February 2, 2016
It has been awhile since I’ve posted a recipe on the blog. I guess I needed a break from Vegan MOFO, where I posted a whopping 14 recipes, that is almost a new recipe every other day! And there is the holidays where I get a little scared of breaking out the new recipes and try to stick with the classics. And I really haven’t been feeling like cooking as of late. I think my new house set up seems like such a bigger commitment to either be in the kitchen or be on the computer. In the old apartment the computer was so close to the kitchen I could hear if something would overflow and hear timers, etc. Now the computer is on the second floor, and I just get anxious that something bad would happen.
But before I talk about this hot pot, can I stop and talk about mourning someone who died awhile ago? Last night I noticed that my husband has been really preoccupied, and more stressed than normal. Sure work might of been really crazy, but something seemed different. Turned out he found out one of the girls he dated in high school died, but it happened several months ago and he was just finding out.

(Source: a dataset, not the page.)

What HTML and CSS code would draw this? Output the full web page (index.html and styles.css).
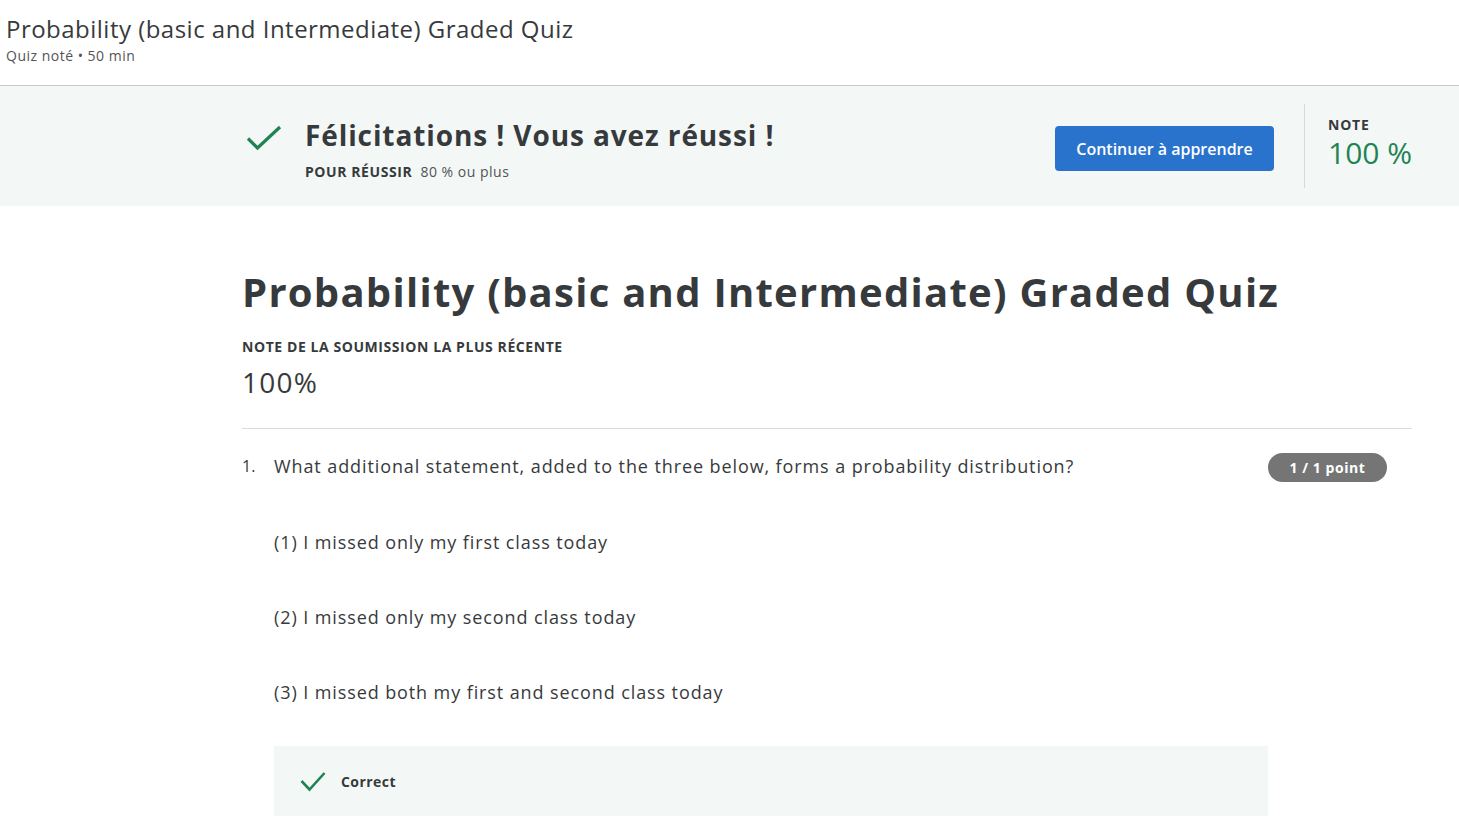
FILE: index.html
```html
<!DOCTYPE html>
<html lang="fr">
<head>
<meta charset="utf-8">
<title>Probability (basic and Intermediate) Graded Quiz</title>
<link rel="stylesheet" href="styles.css">
</head>
<body>
<header class="top">
  <h1 class="top-title">Probability (basic and Intermediate) Graded Quiz</h1>
  <div class="top-sub">Quiz noté • 50 min</div>
</header>

<section class="banner">
  <div class="banner-left">
    <svg class="banner-check" width="36" height="26" viewBox="0 0 36 26" aria-hidden="true">
      <path d="M2 13.5 L11.5 23 L34 2" fill="none" stroke="#1f8354" stroke-width="3.2"/>
    </svg>
    <div class="banner-text">
      <div class="banner-title">Félicitations ! Vous avez réussi !</div>
      <div class="banner-req"><span class="req-label">POUR RÉUSSIR</span> 80 % ou plus</div>
    </div>
  </div>
  <button class="btn-continue">Continuer à apprendre</button>
  <div class="banner-grade">
    <div class="grade-label">NOTE</div>
    <div class="grade-value">100 %</div>
  </div>
</section>

<main class="content">
  <h2 class="quiz-title">Probability (basic and Intermediate) Graded Quiz</h2>
  <div class="recent-label">NOTE DE LA SOUMISSION LA PLUS RÉCENTE</div>
  <div class="recent-value">100%</div>
  <hr class="divider">

  <div class="question">
    <div class="q-num">1.</div>
    <div class="q-body">
      <p class="q-text">What additional statement, added to the three below, forms a probability distribution?</p>
      <p class="q-line">(1) I missed only my first class today</p>
      <p class="q-line">(2) I missed only my second class today</p>
      <p class="q-line">(3) I missed both my first and second class today</p>
      <div class="feedback">
        <svg class="fb-check" width="26" height="22" viewBox="0 0 26 22" aria-hidden="true">
          <path d="M1.5 11 L9.5 19.5 L24.5 3" fill="none" stroke="#1f8354" stroke-width="2.6"/>
        </svg>
        <span class="fb-text">Correct</span>
      </div>
    </div>
    <div class="q-score"><span class="pill">1 / 1 point</span></div>
  </div>
</main>
</body>
</html>
```

FILE: styles.css
```css
* { box-sizing: border-box; }

html, body {
  margin: 0;
  padding: 0;
  background: #ffffff;
  font-family: "Open Sans", "Noto Sans", "Liberation Sans", sans-serif;
  color: #373a3c;
}

.top {
  padding: 14px 6px 19px;
  border-bottom: 1px solid #c9c9c9;
}

.top-title {
  margin: 0;
  font-size: 24px;
  line-height: 30px;
  font-weight: 400;
  letter-spacing: 0.48px;
  color: #373a3c;
}

.top-sub {
  margin-top: 2px;
  font-size: 14px;
  line-height: 20px;
  letter-spacing: 0.5px;
  color: #545454;
}

.banner {
  height: 120px;
  background: #f3f8f6;
  display: flex;
  align-items: center;
  padding-left: 246px;
}

.banner-left {
  display: flex;
  align-items: flex-start;
  width: 809px;
  padding-top: 6px;
}

.banner-check {
  margin-top: 8px;
  flex: none;
}

.banner-text {
  margin-left: 23px;
}

.banner-title {
  font-size: 28px;
  line-height: 36px;
  font-weight: 700;
  letter-spacing: 0.9px;
  color: #373a3c;
}

.banner-req {
  margin-top: 9px;
  font-size: 14px;
  line-height: 20px;
  letter-spacing: 0.5px;
  color: #545454;
}

.req-label {
  font-weight: 700;
  letter-spacing: 0.58px;
  color: #373a3c;
  margin-right: 4px;
}

.btn-continue {
  margin-top: 5px;
  width: 219px;
  height: 45px;
  border: none;
  border-radius: 4px;
  background: #2a73cc;
  color: #ffffff;
  font-family: inherit;
  font-size: 16px;
  font-weight: 600;
  padding: 0;
}

.banner-grade {
  margin-left: 30px;
  height: 84px;
  border-left: 1px solid #d6d9d8;
  padding-left: 23px;
  padding-top: 12px;
}

.grade-label {
  font-size: 14px;
  line-height: 18px;
  font-weight: 700;
  letter-spacing: 0.75px;
  color: #373a3c;
}

.grade-value {
  margin-top: 3px;
  font-size: 30px;
  line-height: 32px;
  color: #1f8354;
}

.content {
  width: 1170px;
  margin-left: 242px;
  padding-top: 62px;
}

.quiz-title {
  margin: 0;
  font-size: 40px;
  line-height: 48px;
  font-weight: 700;
  letter-spacing: 1.27px;
  color: #373a3c;
}

.recent-label {
  margin-top: 21px;
  font-size: 14px;
  line-height: 20px;
  font-weight: 700;
  letter-spacing: 0.57px;
  color: #373a3c;
}

.recent-value {
  margin-top: 7px;
  font-size: 28px;
  line-height: 36px;
  font-weight: 400;
  letter-spacing: 1.2px;
  color: #373a3c;
}

.divider {
  margin: 28px 0 0;
  border: none;
  border-top: 1px solid #dcdcdc;
  height: 0;
}

.question {
  display: flex;
  align-items: flex-start;
  padding-top: 25px;
}

.q-num {
  width: 32px;
  flex: none;
  font-size: 16px;
  line-height: 24px;
  color: #373a3c;
}

.q-body {
  width: 994px;
  flex: none;
}

.q-text,
.q-line {
  margin: 0;
  font-size: 18px;
  line-height: 24px;
  letter-spacing: 0.9px;
  color: #373a3c;
}

.q-line {
  margin-top: 51px;
}

.q-text + .q-line {
  margin-top: 52px;
}

.feedback {
  margin-top: 42px;
  height: 70px;
  background: #f3f8f6;
  display: flex;
  align-items: center;
  padding-left: 26px;
}

.fb-check {
  flex: none;
}

.fb-text {
  margin-left: 15px;
  font-size: 14px;
  font-weight: 700;
  letter-spacing: 0.45px;
  color: #373a3c;
}

.q-score {
  flex: none;
  margin-top: -1px;
}

.pill {
  display: inline-block;
  width: 119px;
  height: 29px;
  border-radius: 15px;
  background: #757575;
  color: #ffffff;
  font-size: 14px;
  line-height: 29px;
  font-weight: 700;
  letter-spacing: 0.55px;
  text-align: center;
}
```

I know this can suck, and can happen often in smaller town. It has happened to me, with my friend Pete. We were friends senior year of high school and he wanted to hang out during our breaks during college, but I was sadly in another state and couldn’t hang out. I made some comment about his brother with Alexa, then proceeded to ask about Pete. She was dumbfounded and told me he past away, like 2 years ago. Nobody mentioned it to me because everyone thought someone else told me.
It was weird, because I couldn’t really talk to many people about it, because everyone already knew for such a long time. They had already passed the different grieving phases, so I was kind-of left alone with my feelings. I felt terrible for not being able to go to the funeral, not being able to hang out when we could of, and I felt bad for his brother, who under the circumstances of the death, felt responsible. Where do you turn? Luckily I could talk to Alexa about it, and I had a friend in my area who actually went to college with Pete, and also thought I knew about the death. So it we talked about awesome he was.
For my husband this girl got his by a car while running, so maybe it hit him on a closer level since we both go running. So now I am a little nervous what my next run will do to his nerves. But it is bound to happen. I don’t know, it is such a weird feeling about finding out someone passed away so long after it happened, it can feel embarrassing and isolating on top of all the feeling you get from mourning.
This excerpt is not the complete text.